---------- Data shown
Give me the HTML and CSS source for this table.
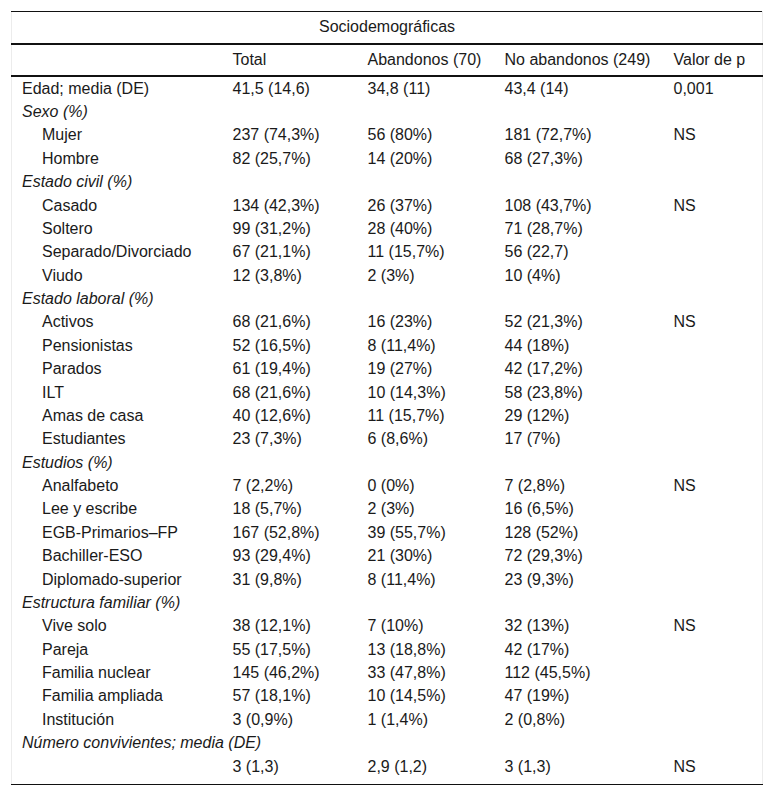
FILE: index.html
```html
<!DOCTYPE html>
<html lang="es">
<head>
<meta charset="utf-8">
<link rel="stylesheet" href="styles.css">
</head>
<body>
<div class="wrap">
<table class="tbl">
<colgroup>
<col class="c1"><col class="c2"><col class="c3"><col class="c4"><col class="c5">
</colgroup>
<thead>
<tr class="title-row"><th colspan="5" class="title">Sociodemográficas</th></tr>
<tr class="head-row"><th></th><th>Total</th><th>Abandonos (70)</th><th>No abandonos (249)</th><th>Valor de p</th></tr>
</thead>
<tbody>
<tr><td>Edad; media (DE)</td><td>41,5 (14,6)</td><td>34,8 (11)</td><td>43,4 (14)</td><td>0,001</td></tr>
<tr><td class="cat" colspan="5">Sexo (%)</td></tr>
<tr><td class="sub">Mujer</td><td>237 (74,3%)</td><td>56 (80%)</td><td>181 (72,7%)</td><td>NS</td></tr>
<tr><td class="sub">Hombre</td><td>82 (25,7%)</td><td>14 (20%)</td><td>68 (27,3%)</td><td></td></tr>
<tr><td class="cat" colspan="5">Estado civil (%)</td></tr>
<tr><td class="sub">Casado</td><td>134 (42,3%)</td><td>26 (37%)</td><td>108 (43,7%)</td><td>NS</td></tr>
<tr><td class="sub">Soltero</td><td>99 (31,2%)</td><td>28 (40%)</td><td>71 (28,7%)</td><td></td></tr>
<tr><td class="sub">Separado/Divorciado</td><td>67 (21,1%)</td><td>11 (15,7%)</td><td>56 (22,7)</td><td></td></tr>
<tr><td class="sub">Viudo</td><td>12 (3,8%)</td><td>2 (3%)</td><td>10 (4%)</td><td></td></tr>
<tr><td class="cat" colspan="5">Estado laboral (%)</td></tr>
<tr><td class="sub">Activos</td><td>68 (21,6%)</td><td>16 (23%)</td><td>52 (21,3%)</td><td>NS</td></tr>
<tr><td class="sub">Pensionistas</td><td>52 (16,5%)</td><td>8 (11,4%)</td><td>44 (18%)</td><td></td></tr>
<tr><td class="sub">Parados</td><td>61 (19,4%)</td><td>19 (27%)</td><td>42 (17,2%)</td><td></td></tr>
<tr><td class="sub">ILT</td><td>68 (21,6%)</td><td>10 (14,3%)</td><td>58 (23,8%)</td><td></td></tr>
<tr><td class="sub">Amas de casa</td><td>40 (12,6%)</td><td>11 (15,7%)</td><td>29 (12%)</td><td></td></tr>
<tr><td class="sub">Estudiantes</td><td>23 (7,3%)</td><td>6 (8,6%)</td><td>17 (7%)</td><td></td></tr>
<tr><td class="cat" colspan="5">Estudios (%)</td></tr>
<tr><td class="sub">Analfabeto</td><td>7 (2,2%)</td><td>0 (0%)</td><td>7 (2,8%)</td><td>NS</td></tr>
<tr><td class="sub">Lee y escribe</td><td>18 (5,7%)</td><td>2 (3%)</td><td>16 (6,5%)</td><td></td></tr>
<tr><td class="sub">EGB-Primarios–FP</td><td>167 (52,8%)</td><td>39 (55,7%)</td><td>128 (52%)</td><td></td></tr>
<tr><td class="sub">Bachiller-ESO</td><td>93 (29,4%)</td><td>21 (30%)</td><td>72 (29,3%)</td><td></td></tr>
<tr><td class="sub">Diplomado-superior</td><td>31 (9,8%)</td><td>8 (11,4%)</td><td>23 (9,3%)</td><td></td></tr>
<tr><td class="cat" colspan="5">Estructura familiar (%)</td></tr>
<tr><td class="sub">Vive solo</td><td>38 (12,1%)</td><td>7 (10%)</td><td>32 (13%)</td><td>NS</td></tr>
<tr><td class="sub">Pareja</td><td>55 (17,5%)</td><td>13 (18,8%)</td><td>42 (17%)</td><td></td></tr>
<tr><td class="sub">Familia nuclear</td><td>145 (46,2%)</td><td>33 (47,8%)</td><td>112 (45,5%)</td><td></td></tr>
<tr><td class="sub">Familia ampliada</td><td>57 (18,1%)</td><td>10 (14,5%)</td><td>47 (19%)</td><td></td></tr>
<tr><td class="sub">Institución</td><td>3 (0,9%)</td><td>1 (1,4%)</td><td>2 (0,8%)</td><td></td></tr>
<tr><td class="cat" colspan="5">Número convivientes; media (DE)</td></tr>
<tr class="last"><td></td><td>3 (1,3)</td><td>2,9 (1,2)</td><td>3 (1,3)</td><td>NS</td></tr>
</tbody>
</table>
</div>
</body>
</html>
```

FILE: styles.css
```css
html, body {
  margin: 0;
  padding: 0;
  background: #ffffff;
}

.wrap {
  padding: 11px 10px 0 11px;
}

.tbl {
  width: 751px;
  border-collapse: collapse;
  table-layout: fixed;
  font-family: "Liberation Sans", Arial, sans-serif;
  font-size: 16px;
  color: #1a1a1a;
  border-left: 1px solid #ececec;
  border-right: 1px solid #ececec;
  border-top: 1px solid #111;
  border-bottom: 1px solid #111;
}

.c1 { width: 211px; }
.c2 { width: 135px; }
.c3 { width: 137px; }
.c4 { width: 169px; }
.c5 { width: 99px; }

.tbl th, .tbl td {
  text-align: left;
  font-weight: normal;
  white-space: nowrap;
}

.tbl th {
  padding: 6px 0 6px 10px;
  line-height: 18px;
}

.title-row th {
  padding: 6px 0 7px 0;
  text-align: center;
  border-bottom: 2px solid #111;
}

.head-row th {
  border-bottom: 2px solid #111;
}

.tbl td {
  padding: 2.7px 0 2.7px 10px;
  line-height: 18px;
}

.tbl td.cat {
  font-style: italic;
}

.tbl td.sub {
  padding-left: 30px;
}

.tbl tr.last td {
  padding-bottom: 8.3px;
}
```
--------------------
Show all lines above holding "table".

**Answer to the task**
Give me the HTML and CSS source for this table.
<table class="tbl">
</table>
  table-layout: fixed;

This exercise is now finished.